I love weekends for the most part. It's time that I don't have to be at the office by 7:30AM and I get to work from the laptop in my room. This weekend I have worked quite a bit on work stuff, very little except preparing meals on house stuff and taken a nap.
Last weekend I did some research on how to request advanced reader copies of books so I could read new stuff and write reviews. I requested several books and actually got one shipped to me late this week, so I wanted to spend the weekend reading that so I could go ahead and write my review. No such luck. Every time I get settled in to read, I fall asleep. So yesterday I took a nap - in honor of the Day of Debauchery and Gluttony, and basically ignored the housework. Good stuff.

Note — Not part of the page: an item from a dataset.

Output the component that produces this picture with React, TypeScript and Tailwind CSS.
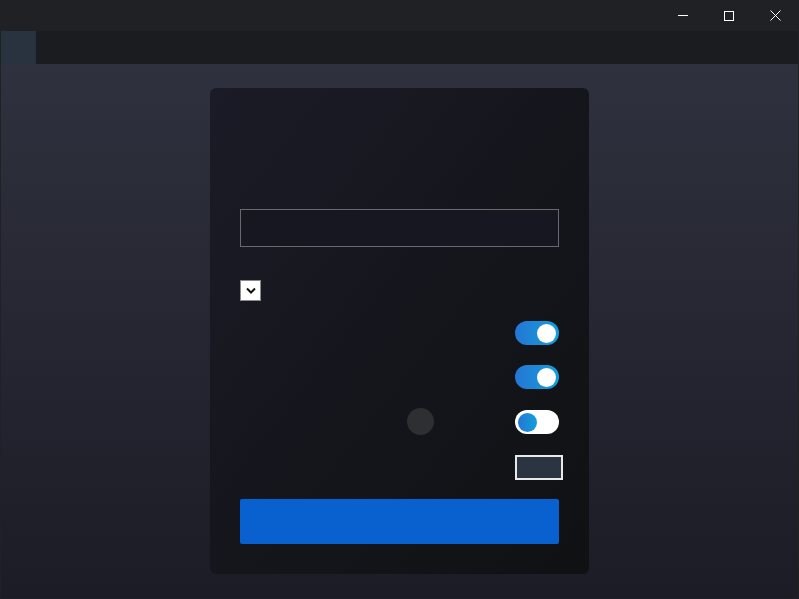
import { useState } from 'react';

function Toggle({ on }: { on: boolean }) {
	if (on) {
		return (
			<div className="flex h-[24px] w-[44px] items-center justify-end rounded-full bg-gradient-to-r from-[#2476d4] to-[#109fda] pr-[3px]">
				<div className="h-[19px] w-[19px] rounded-full bg-white" />
			</div>
		);
	}
	return (
		<div className="flex h-[24px] w-[44px] items-center justify-start rounded-full bg-white pl-[3px]">
			<div className="h-[19px] w-[19px] rounded-full bg-gradient-to-r from-[#2476d4] to-[#109fda]" />
		</div>
	);
}

export default function App() {
	const [toggles] = useState([true, true, false]);

	return (
		<div className="flex h-[599px] w-[799px] flex-col overflow-hidden border-x border-b border-[#202124] bg-[#202124] font-['Liberation_Sans',sans-serif]">
			{/* title bar */}
			<div className="flex h-[31px] shrink-0 items-stretch justify-end bg-[#202124]">
				<div className="flex w-[46px] items-center justify-center">
					<div className="h-px w-[10px] bg-white" />
				</div>
				<div className="flex w-[46px] items-center justify-center">
					<div className="h-[10px] w-[10px] border border-white" />
				</div>
				<div className="flex w-[46px] items-center justify-center">
					<svg width="11" height="11" viewBox="0 0 11 11" fill="none" stroke="white" strokeWidth="1">
						<path d="M0.5 0.5L10.5 10.5M10.5 0.5L0.5 10.5" />
					</svg>
				</div>
			</div>

			{/* nav bar */}
			<div className="flex h-[33px] shrink-0 bg-[#1b1c1f]">
				<div className="w-[35px] bg-[#29333f]" />
			</div>

			{/* main */}
			<div className="flex flex-1 justify-center bg-gradient-to-b from-[#2f313e] to-[#1c1c26] pt-[24px]">
				<div className="flex h-[486px] w-[379px] flex-col rounded-[6px] bg-gradient-to-br from-[#1a1b26] to-[#101113] px-[30px] pt-[121px]">
					<div className="h-[38px] w-full border border-[#6a6a6e] bg-[#161720]" />

					<div className="mt-[33px] flex h-[21px] w-[21px] items-center justify-center border border-[#8a8a8a] bg-white">
						<svg width="10" height="7" viewBox="0 0 10 7" fill="none" stroke="#111" strokeWidth="2">
							<path d="M1 1.5L5 5.5L9 1.5" />
						</svg>
					</div>

					<div className="mt-[20px] flex h-[24px] justify-end">
						<Toggle on={toggles[0]} />
					</div>
					<div className="mt-[20px] flex h-[24px] justify-end">
						<Toggle on={toggles[1]} />
					</div>
					<div className="relative mt-[21px] flex h-[24px] justify-end">
						<div className="absolute left-[167px] top-[-2px] h-[27px] w-[27px] rounded-full bg-[#2e2f32]" />
						<Toggle on={toggles[2]} />
					</div>

					<div className="mt-[21px] flex justify-end">
						<div className="mr-[-4px] h-[25px] w-[48px] border-2 border-[#e8e8e8] bg-[#2b3441]" />
					</div>

					<button type="button" className="mt-[19px] h-[45px] w-full rounded-[2px] bg-[#0961d0]" />
				</div>
			</div>
		</div>
	);
}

Weekends are also symbolic for me. They are two days into which I feel compelled to cram seven days of living. There is pressure - internalized, of course - to make those two days "count," when the rest of the week I am at the beck/call/whim of other people's desires and incompetence. They are two days where I try not to simmer and smolder with anger over other people's whims, desires and incompetence. They are two days where I try not to bemoan and catastrophize that I am on call 24 hours a day, 7 days a week. The symbolism comes in when I think - "these are the two days I get to try to live like a normal person who works only 40-60 hours a week." Stupid, I know.
Now, however, the "holiday" is passed. I want to get some reading done, so I will most likely retire to the easy chair across my bedroom and start making notes as I read. Once again, I am compelled to do as much as possible because in less than 20 hours I will be back on for another 5 days. Or, if today is like yesterday, it may be far less before the dreaded work cell phone rings.